<<<<

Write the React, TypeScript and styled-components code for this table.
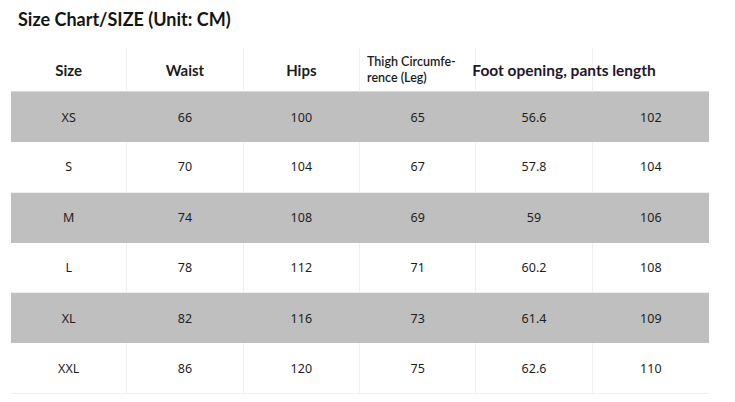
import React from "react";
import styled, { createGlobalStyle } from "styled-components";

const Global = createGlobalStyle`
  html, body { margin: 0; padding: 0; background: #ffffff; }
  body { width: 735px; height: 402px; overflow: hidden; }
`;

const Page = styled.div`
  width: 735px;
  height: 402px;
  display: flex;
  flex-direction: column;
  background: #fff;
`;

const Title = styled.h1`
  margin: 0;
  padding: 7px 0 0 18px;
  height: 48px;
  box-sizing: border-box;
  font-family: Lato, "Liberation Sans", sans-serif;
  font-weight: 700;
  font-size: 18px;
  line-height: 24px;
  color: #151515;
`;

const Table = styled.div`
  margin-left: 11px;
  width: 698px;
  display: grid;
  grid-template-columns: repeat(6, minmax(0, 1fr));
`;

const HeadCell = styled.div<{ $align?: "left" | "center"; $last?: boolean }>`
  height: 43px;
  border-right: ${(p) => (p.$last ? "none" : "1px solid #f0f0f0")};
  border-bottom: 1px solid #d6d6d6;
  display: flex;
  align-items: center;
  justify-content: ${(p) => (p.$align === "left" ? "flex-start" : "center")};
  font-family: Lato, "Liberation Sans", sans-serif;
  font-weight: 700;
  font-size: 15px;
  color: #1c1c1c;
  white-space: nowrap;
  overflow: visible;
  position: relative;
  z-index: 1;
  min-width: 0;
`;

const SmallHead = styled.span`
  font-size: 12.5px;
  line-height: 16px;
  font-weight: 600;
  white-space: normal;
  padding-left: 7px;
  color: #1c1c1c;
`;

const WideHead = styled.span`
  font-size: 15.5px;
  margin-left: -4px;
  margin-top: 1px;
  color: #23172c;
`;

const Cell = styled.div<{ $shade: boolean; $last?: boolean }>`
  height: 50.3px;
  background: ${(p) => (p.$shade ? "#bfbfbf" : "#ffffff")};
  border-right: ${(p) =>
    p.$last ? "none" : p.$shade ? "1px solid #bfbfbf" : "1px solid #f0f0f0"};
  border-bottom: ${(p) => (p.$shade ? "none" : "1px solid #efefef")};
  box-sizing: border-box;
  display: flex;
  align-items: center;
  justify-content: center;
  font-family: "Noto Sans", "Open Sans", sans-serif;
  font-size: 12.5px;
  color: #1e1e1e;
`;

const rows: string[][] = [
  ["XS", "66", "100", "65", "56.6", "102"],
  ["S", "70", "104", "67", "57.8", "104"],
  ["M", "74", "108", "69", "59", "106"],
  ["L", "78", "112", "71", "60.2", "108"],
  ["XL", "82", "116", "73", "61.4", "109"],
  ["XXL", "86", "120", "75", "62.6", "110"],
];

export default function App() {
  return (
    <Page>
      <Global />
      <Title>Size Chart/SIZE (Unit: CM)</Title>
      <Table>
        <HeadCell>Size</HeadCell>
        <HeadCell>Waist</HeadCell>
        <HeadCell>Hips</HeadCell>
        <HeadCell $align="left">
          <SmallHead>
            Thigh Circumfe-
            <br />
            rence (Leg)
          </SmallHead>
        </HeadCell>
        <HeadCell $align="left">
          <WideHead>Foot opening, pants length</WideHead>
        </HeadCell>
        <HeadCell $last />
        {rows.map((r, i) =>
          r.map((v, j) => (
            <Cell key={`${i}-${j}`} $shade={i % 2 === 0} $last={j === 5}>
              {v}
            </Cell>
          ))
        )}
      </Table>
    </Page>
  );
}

>>>>
<<<<

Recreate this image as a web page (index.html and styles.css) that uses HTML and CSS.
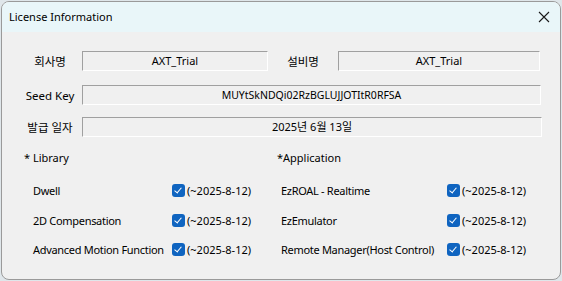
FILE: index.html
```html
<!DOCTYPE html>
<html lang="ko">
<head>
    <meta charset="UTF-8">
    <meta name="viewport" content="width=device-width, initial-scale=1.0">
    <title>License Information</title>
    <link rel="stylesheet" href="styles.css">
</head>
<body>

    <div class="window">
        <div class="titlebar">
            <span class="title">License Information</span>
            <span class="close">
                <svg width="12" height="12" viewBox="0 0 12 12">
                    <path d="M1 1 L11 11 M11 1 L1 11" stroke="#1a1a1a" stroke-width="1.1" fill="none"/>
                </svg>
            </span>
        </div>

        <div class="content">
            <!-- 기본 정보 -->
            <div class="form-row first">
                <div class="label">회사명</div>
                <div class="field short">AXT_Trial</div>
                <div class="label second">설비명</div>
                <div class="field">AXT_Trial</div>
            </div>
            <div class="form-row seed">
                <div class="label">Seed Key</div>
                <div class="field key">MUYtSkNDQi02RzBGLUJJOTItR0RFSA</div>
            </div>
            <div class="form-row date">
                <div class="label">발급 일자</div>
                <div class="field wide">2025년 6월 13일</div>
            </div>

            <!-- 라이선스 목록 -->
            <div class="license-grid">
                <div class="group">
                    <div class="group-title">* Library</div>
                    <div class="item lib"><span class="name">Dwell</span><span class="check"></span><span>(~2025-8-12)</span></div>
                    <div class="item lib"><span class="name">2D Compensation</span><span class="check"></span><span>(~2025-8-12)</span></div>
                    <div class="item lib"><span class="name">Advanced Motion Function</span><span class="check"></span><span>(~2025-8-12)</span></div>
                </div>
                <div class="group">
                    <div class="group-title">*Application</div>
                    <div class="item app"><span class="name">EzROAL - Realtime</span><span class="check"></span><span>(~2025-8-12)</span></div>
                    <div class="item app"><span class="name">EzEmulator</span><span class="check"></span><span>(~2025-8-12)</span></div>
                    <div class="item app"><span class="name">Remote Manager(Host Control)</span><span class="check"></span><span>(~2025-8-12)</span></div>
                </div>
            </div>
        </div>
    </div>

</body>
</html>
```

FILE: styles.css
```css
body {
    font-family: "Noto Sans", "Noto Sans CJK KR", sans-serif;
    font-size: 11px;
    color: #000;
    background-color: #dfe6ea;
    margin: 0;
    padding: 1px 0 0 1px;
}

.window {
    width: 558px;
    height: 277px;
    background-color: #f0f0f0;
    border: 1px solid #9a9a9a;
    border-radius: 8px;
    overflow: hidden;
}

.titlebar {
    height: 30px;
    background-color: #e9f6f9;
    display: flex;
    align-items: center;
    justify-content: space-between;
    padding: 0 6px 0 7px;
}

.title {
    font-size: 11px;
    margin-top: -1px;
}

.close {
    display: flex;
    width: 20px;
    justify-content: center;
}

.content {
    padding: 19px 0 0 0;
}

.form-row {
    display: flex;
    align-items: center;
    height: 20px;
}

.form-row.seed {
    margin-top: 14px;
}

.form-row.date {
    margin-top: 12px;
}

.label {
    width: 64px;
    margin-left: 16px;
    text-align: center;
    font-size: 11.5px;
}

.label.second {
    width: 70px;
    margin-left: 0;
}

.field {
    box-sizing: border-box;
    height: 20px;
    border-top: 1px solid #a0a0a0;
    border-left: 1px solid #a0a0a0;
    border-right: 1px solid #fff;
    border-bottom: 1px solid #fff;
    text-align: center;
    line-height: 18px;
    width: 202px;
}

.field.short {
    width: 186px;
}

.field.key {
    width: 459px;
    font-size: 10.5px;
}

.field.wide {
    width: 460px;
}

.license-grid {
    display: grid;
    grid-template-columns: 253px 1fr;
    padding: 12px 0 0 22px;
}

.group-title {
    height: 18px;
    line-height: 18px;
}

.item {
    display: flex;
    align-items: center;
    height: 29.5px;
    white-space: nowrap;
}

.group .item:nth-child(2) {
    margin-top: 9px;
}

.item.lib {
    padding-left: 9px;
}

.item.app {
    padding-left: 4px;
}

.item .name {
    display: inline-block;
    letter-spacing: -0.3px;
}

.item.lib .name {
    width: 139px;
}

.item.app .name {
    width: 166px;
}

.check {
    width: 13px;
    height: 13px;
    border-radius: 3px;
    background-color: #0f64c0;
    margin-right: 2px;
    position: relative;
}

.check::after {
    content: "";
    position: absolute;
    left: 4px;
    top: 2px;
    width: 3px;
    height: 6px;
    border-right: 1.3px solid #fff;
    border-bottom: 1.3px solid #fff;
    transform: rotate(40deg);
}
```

>>>>
<<<<

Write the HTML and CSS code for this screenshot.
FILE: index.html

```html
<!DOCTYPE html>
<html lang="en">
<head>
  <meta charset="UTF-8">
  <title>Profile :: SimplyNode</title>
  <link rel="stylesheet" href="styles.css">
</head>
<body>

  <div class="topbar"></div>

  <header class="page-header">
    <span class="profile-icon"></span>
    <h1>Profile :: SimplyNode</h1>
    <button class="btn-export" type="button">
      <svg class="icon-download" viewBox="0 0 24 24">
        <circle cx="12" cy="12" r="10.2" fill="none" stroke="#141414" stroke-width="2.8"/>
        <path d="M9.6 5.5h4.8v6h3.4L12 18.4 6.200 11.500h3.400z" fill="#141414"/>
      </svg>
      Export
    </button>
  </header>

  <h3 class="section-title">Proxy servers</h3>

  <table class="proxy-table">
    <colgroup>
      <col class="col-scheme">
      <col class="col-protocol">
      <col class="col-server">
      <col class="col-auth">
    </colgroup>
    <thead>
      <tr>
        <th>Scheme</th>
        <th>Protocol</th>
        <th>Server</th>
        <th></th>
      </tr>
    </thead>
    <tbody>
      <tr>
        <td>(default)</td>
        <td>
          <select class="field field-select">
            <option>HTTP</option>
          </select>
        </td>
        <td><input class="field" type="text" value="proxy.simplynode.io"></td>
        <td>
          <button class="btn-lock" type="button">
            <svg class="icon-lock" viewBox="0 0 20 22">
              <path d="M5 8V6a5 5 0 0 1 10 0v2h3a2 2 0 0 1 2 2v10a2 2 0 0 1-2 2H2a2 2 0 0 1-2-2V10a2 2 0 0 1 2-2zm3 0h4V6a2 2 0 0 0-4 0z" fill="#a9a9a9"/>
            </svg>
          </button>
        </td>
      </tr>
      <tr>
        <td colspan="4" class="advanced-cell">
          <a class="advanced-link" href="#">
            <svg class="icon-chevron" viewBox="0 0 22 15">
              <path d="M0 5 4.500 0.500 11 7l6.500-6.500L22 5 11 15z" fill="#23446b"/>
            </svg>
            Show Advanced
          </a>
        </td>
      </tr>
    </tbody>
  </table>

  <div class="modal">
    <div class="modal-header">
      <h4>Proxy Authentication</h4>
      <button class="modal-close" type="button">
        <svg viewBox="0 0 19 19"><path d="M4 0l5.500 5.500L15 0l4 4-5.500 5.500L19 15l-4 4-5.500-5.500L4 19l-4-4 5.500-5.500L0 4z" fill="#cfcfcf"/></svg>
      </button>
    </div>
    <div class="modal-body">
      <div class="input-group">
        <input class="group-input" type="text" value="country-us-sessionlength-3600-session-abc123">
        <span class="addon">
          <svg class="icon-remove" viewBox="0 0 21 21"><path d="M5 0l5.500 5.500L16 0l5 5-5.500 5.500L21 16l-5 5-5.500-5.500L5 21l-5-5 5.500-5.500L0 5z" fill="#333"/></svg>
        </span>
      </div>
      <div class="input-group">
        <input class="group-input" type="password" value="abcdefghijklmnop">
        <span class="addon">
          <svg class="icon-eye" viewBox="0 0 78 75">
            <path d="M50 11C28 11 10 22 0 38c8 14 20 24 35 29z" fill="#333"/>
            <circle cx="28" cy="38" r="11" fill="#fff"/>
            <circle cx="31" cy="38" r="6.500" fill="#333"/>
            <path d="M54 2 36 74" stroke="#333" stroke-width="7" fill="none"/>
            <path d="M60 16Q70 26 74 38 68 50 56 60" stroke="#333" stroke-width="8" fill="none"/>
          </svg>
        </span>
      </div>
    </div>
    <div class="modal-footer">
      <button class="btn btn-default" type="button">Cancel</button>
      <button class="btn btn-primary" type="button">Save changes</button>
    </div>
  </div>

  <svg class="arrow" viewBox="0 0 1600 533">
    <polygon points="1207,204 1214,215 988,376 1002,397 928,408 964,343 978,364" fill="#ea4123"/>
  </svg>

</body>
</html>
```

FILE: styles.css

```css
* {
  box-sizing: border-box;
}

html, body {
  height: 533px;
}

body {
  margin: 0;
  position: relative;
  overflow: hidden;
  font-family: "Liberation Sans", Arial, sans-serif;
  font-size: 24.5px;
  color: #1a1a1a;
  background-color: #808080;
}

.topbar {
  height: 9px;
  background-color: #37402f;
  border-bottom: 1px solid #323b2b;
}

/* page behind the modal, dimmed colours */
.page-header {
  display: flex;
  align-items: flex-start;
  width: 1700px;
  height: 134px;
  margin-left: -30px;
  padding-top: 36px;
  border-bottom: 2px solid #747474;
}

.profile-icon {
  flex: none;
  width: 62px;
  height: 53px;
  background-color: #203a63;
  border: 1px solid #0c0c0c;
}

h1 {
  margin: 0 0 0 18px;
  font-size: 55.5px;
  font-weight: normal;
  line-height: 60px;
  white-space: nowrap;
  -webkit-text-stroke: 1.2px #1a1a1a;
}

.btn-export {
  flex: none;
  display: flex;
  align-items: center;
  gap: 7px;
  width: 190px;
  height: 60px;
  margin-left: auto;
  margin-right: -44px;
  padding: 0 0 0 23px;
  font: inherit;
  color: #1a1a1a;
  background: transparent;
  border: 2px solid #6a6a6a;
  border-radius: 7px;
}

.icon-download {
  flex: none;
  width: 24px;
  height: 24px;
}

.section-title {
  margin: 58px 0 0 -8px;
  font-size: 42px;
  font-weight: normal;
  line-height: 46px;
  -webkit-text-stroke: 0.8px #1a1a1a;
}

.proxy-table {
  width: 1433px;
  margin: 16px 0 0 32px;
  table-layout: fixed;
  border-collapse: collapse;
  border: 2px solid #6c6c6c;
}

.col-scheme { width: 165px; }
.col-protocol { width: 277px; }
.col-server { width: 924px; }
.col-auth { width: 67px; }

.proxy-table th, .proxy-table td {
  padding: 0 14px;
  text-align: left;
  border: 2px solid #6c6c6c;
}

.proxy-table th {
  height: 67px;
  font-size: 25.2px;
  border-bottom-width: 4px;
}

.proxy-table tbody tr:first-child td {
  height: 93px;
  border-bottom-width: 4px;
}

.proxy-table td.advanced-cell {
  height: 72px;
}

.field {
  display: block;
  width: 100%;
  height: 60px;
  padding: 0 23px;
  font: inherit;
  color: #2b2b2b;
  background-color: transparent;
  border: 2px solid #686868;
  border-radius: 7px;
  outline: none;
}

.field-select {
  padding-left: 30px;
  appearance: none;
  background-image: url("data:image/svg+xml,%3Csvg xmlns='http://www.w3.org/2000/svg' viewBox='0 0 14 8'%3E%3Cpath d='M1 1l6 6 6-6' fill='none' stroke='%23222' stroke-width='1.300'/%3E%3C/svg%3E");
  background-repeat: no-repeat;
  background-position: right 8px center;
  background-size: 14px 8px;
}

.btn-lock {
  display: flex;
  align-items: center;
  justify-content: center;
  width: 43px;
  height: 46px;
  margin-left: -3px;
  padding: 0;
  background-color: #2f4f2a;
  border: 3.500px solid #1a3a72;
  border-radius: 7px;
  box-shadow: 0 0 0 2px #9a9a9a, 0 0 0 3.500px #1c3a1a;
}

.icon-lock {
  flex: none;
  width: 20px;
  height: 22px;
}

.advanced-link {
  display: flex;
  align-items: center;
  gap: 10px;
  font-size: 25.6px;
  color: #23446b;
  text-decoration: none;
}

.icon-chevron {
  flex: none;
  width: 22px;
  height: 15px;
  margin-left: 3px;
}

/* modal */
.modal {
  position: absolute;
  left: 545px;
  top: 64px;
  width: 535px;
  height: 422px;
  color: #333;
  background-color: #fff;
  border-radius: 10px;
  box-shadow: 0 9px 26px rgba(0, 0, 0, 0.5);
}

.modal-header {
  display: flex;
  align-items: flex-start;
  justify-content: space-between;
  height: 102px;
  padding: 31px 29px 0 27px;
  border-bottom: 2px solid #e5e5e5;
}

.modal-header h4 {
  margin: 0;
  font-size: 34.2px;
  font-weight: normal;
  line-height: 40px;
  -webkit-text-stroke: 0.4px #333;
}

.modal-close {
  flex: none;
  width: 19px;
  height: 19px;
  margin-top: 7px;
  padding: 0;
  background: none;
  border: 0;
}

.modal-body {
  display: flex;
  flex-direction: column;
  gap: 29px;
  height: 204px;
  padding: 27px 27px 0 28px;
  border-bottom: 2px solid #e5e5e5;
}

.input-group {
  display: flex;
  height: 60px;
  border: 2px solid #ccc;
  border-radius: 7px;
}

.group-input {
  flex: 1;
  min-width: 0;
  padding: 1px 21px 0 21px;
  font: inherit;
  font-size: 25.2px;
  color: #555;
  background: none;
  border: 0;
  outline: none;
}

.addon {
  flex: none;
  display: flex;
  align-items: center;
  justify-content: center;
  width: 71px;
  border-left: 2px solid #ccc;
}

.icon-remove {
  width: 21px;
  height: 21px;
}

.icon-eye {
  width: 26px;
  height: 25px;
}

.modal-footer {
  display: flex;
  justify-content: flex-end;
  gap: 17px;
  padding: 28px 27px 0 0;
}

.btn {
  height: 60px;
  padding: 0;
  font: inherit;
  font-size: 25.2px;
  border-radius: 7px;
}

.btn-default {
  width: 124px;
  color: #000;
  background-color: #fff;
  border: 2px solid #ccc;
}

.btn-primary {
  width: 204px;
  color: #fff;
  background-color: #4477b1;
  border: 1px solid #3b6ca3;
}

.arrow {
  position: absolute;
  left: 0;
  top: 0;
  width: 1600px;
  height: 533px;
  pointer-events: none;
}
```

>>>>

Copy each line in the data that holds the word "React".

Write the React, TypeScript and styled-components code for this table.
import React from "react";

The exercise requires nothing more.